# Joing a domain over a vpn



## Jurge (Feb 5, 2007)

hi 
i can connect to our network over our PPTP VPN no problems but no UNC paths work so i can only access PCs using there IP numbers

i have set the vpn connection to use the DNS servers ipnumber manualy but htis seems to do nothing 

the problem is to join the domain i need to be able to use names rather than IP numbers (or so im led to belive) 

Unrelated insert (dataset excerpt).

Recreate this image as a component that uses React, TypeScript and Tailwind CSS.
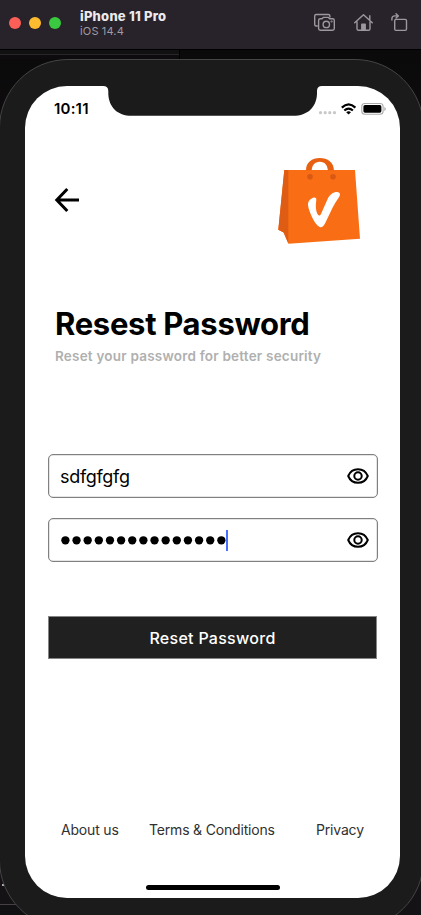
import React from "react";

function EyeIcon() {
  return (
    <svg className="h-[18px] w-[22px] shrink-0" viewBox="0 0 22 18" fill="none" stroke="#000" strokeWidth="2">
      <path d="M1.2 9C3 4.6 6.6 2.2 11 2.2S19 4.6 20.8 9c-1.8 4.4-5.4 6.8-9.8 6.8S3 13.4 1.2 9Z" strokeLinejoin="round" />
      <circle cx="11" cy="9" r="3.7" />
    </svg>
  );
}

function BagLogo() {
  return (
    <svg className="h-[88px] w-[84px]" viewBox="277 156 84 88">
      <path d="M284.3 170H355L360 238.8L288.5 243.8L283.6 232.6L278.3 229.7Z" fill="#f96e15" />
      <path d="M284.3 170H288.3V243.5L283.6 232.6L278.3 229.7Z" fill="#de5c14" />
      <path d="M306 170.3C306 162.3 311.9 158 319.8 158S333.9 162.3 333.9 170.3H327.9C327.3 165.3 325 161.8 319.8 161.8S312.2 165.3 311.7 170.3Z" fill="#e86113" />
      <circle cx="310" cy="176.7" r="2.8" fill="#d95813" />
      <circle cx="333" cy="176.7" r="2.8" fill="#d95813" />
      <path d="M308 205C307.8 202.5 308.8 200.2 311.2 198.8C314 196.8 316.8 197 316.3 200.3C315.4 205.5 315.7 211.5 318 214.8C319.3 216.6 320.5 215 321.3 213.2L327.5 199.2C330 194.3 334 191.6 338 192.2C340.5 192.8 340.5 195.2 338.8 197.4C336.5 200.4 334.6 203.8 332.8 207.2L325 223.5C323.5 226.2 321.7 228 319.7 227C316.8 225.4 314.2 221.7 312.2 217.4C310.2 213 308.4 209 308 205Z" fill="#fff" />
    </svg>
  );
}

function TitleBar() {
  return (
    <header className="flex h-[50px] shrink-0 items-start border-b border-black bg-[#28222a] pl-[9px]">
      <div className="mt-[17px] flex gap-2">
        <span className="size-3 rounded-full bg-[#fc5f57]" />
        <span className="size-3 rounded-full bg-[#fdbc30]" />
        <span className="size-3 rounded-full bg-[#3ac840]" />
      </div>
      <div className="mt-[9px] ml-[19px] whitespace-nowrap">
        <div className="text-[13px] leading-[15px] font-extrabold tracking-[0.23px] text-[#eceaec]">iPhone 11 Pro</div>
        <div className="text-[11px] leading-[14px] tracking-[0.15px] text-[#a09ca2]">iOS 14.4</div>
      </div>
      <svg className="mt-[12px] mr-[13px] ml-auto h-[22px] w-[95px]" viewBox="313 12 95 22" fill="none" stroke="#9c989e" strokeWidth="1.4" strokeLinejoin="round" strokeLinecap="round">
        <path d="M317.3 26H316.2Q314.7 26 314.7 24.5V16Q314.7 14.5 316.2 14.5H328.4Q329.9 14.5 329.9 16V17" />
        <path d="M320.3 18.8H322L323.3 17.4H328.4L329.7 18.8H332.6Q334.3 18.8 334.3 20.5V28.6Q334.3 30.3 332.6 30.3H320.3Q318.6 30.3 318.6 28.6V20.5Q318.6 18.8 320.3 18.8Z" />
        <circle cx="326.3" cy="24.4" r="3.2" />
        <circle cx="331.6" cy="21.5" r="0.4" />
        <path d="M354.7 22.8L363.5 14.7L372.3 22.8M357 21.5V28.7Q357 30.3 358.6 30.3H368.5Q370 30.3 370 28.7V21.5M369.8 19.5V15.8" />
        <path d="M361.8 30V24.3H365.2V30Z" fill="#9c989e" />
        <rect x="394.7" y="19.4" width="11.8" height="11" rx="1.3" />
        <path d="M391.9 20V18.7Q391.9 15.9 394.7 15.9H398M396 13.7L398.4 15.9L396 18" />
      </svg>
    </header>
  );
}

function StatusBar() {
  return (
    <div className="flex h-[50px] shrink-0 items-start pt-[13px] pr-[14px] pl-[29px]">
      <span className="text-[15px] leading-5 font-semibold tracking-[0.2px]">10:11</span>
      <svg className="mt-[2px] ml-auto h-[16px] w-[68px]" viewBox="318 101 68 16">
        <g fill="#c8c8c8">
          <circle cx="320.5" cy="112.7" r="1.6" />
          <circle cx="325.2" cy="112.7" r="1.6" />
          <circle cx="329.8" cy="112.7" r="1.6" />
          <circle cx="334.5" cy="112.7" r="1.6" />
        </g>
        <g fill="none" stroke="#000" strokeWidth="2.2">
          <path d="M341.8 107.6Q348.6 101.2 355.4 107.6" />
          <path d="M344.3 110.5Q348.6 106.6 352.9 110.5" />
        </g>
        <path d="M346.2 112.2Q348.6 110.5 351 112.2L348.6 114.4Z" />
        <rect x="361.8" y="103.5" width="21.3" height="10.8" rx="3" fill="none" stroke="#aaa" strokeWidth="1.1" />
        <rect x="363.4" y="105.1" width="18" height="7.6" rx="1.6" />
        <path d="M384.3 107V111Q385.8 110.4 385.8 109T384.3 107Z" fill="#aaa" />
      </svg>
    </div>
  );
}

function MaskedValue({ length }: { length: number }) {
  return (
    <svg className="h-[10px] w-[165px] shrink-0" viewBox="0 0 165 10">
      {Array.from({ length }, (_, i) => (
        <circle key={i} cx={4.4 + i * 11.14} cy="5.3" r="4.15" />
      ))}
    </svg>
  );
}

function Screen() {
  return (
    <main className="relative flex h-[812px] w-[375px] flex-col overflow-hidden rounded-[42px] bg-white text-black">
      <svg className="absolute top-0 left-[78px] h-[30px] w-[219px]" viewBox="0 0 219 30">
        <path d="M0 0Q5.3 0 5.3 5V8C6 21 14 29.8 29 29.8H190C205 29.8 213.4 21 214 8V5Q214 0 219 0Z" fill="#1b1b1b" />
      </svg>
      <StatusBar />
      <div className="mt-5 flex h-[88px] shrink-0 items-start justify-between pr-[39px] pl-[29px]">
        <svg className="mt-[31px] h-[26px] w-[26px]" viewBox="0 0 26 26" fill="none" stroke="#000" strokeWidth="3">
          <path d="M25 13H3M13.3 2L2.8 13L13.3 24" />
        </svg>
        <BagLogo />
      </div>
      <h1 className="mt-[60px] ml-[30px] text-[31px] leading-[40px] font-bold tracking-[-0.3px] whitespace-nowrap">Resest Password</h1>
      <p className="mt-[2px] ml-[30px] text-[13.5px] leading-[20px] font-semibold tracking-[0.21px] whitespace-nowrap text-[#b0b0b0]">Reset your password for better security</p>
      <form className="mt-[88px] ml-[23px] w-[330px]">
        <div className="flex h-[44px] items-center justify-between rounded-[5px] border border-[#808080] pr-[8px] pl-[11px] ring-[0.5px] ring-[#808080]/40 ring-inset">
          <span className="pt-[2px] text-[18px] leading-6 tracking-[-0.3px]">sdfgfgfg</span>
          <EyeIcon />
        </div>
        <div className="mt-5 flex h-[44px] items-center rounded-[5px] border border-[#808080] pr-[8px] pl-[12px] ring-[0.5px] ring-[#808080]/40 ring-inset">
          <MaskedValue length={15} />
          <span className="mr-auto h-[21px] w-[2px] bg-[#4870ff]" />
          <EyeIcon />
        </div>
        <button type="button" className="mt-[54px] block h-[43px] w-[329px] border border-[#858585] bg-[#202020] text-[16px] leading-5 font-medium tracking-[0.28px] text-white">Reset Password</button>
      </form>
      <footer className="mt-[161px] flex pl-[36px] text-[14px] leading-5 tracking-[-0.18px] whitespace-nowrap text-[#303030]">
        <span className="w-[88px]">About us</span>
        <span className="w-[167px]">Terms & Conditions</span>
        <span>Privacy</span>
      </footer>
      <div className="mt-auto mb-[8px] ml-[120.5px] h-[5px] w-[134px] shrink-0 rounded-full bg-black" />
    </main>
  );
}

export default function App() {
  return (
    <div className="flex h-[915px] w-[421px] flex-col overflow-hidden bg-[#0c0a0c] font-['Inter','Liberation_Sans',sans-serif]">
      <TitleBar />
      <div className="relative h-[865px] bg-linear-to-b from-[#0b0a0b] via-[#1c151a] to-[#151216]">
        <div className="h-[9px] w-[180px] border-r border-black bg-[linear-gradient(#111_0_4px,#292529_4px_5px,#0d0b0d_5px)]" />
        <div className="absolute bottom-0 left-0 h-[11px] w-[40px] border-t border-[#444046] bg-[#111012]" />
        <span className="absolute bottom-[29px] left-[2px] size-[2px] bg-[#b0adb1]" />
        <div className="relative -ml-px flex h-[870px] w-[425px] justify-start rounded-[69px] border border-[#464446] bg-[#1b1b1b] pt-[26px] pl-[25px]">
          <Screen />
        </div>
      </div>
    </div>
  );
}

do i need to set up a wins server?


----------



## 95five-0 (Dec 7, 2004)

Try going to the properties on the VPN connection and click on the Networking tab, then click on TCP/IP and click properties. Then click on advanced and uncheck Use default gateway on remote network. If this does not work go back to Advanced TCP/IP setting go to the DNS tab and try manually entering your companies DSN server as well as your outside one.


----------



## Jurge (Feb 5, 2007)

Cheers Mate
Ive got it sorted
I just setup a Wins server on our PDC and set wins up on both the users PC and the other server on our network (that they were trying to connect to) and all is well

thanks for your reply


----------



## Chevy (Jul 25, 2003)

Another option, if you'd prefer not to have to run a server level service for this, is to use the pc's HOSTS file.


----------



## bilbus (Aug 29, 2006)

or use server.domain.com ... if pptp is set to use the internal dns server


----------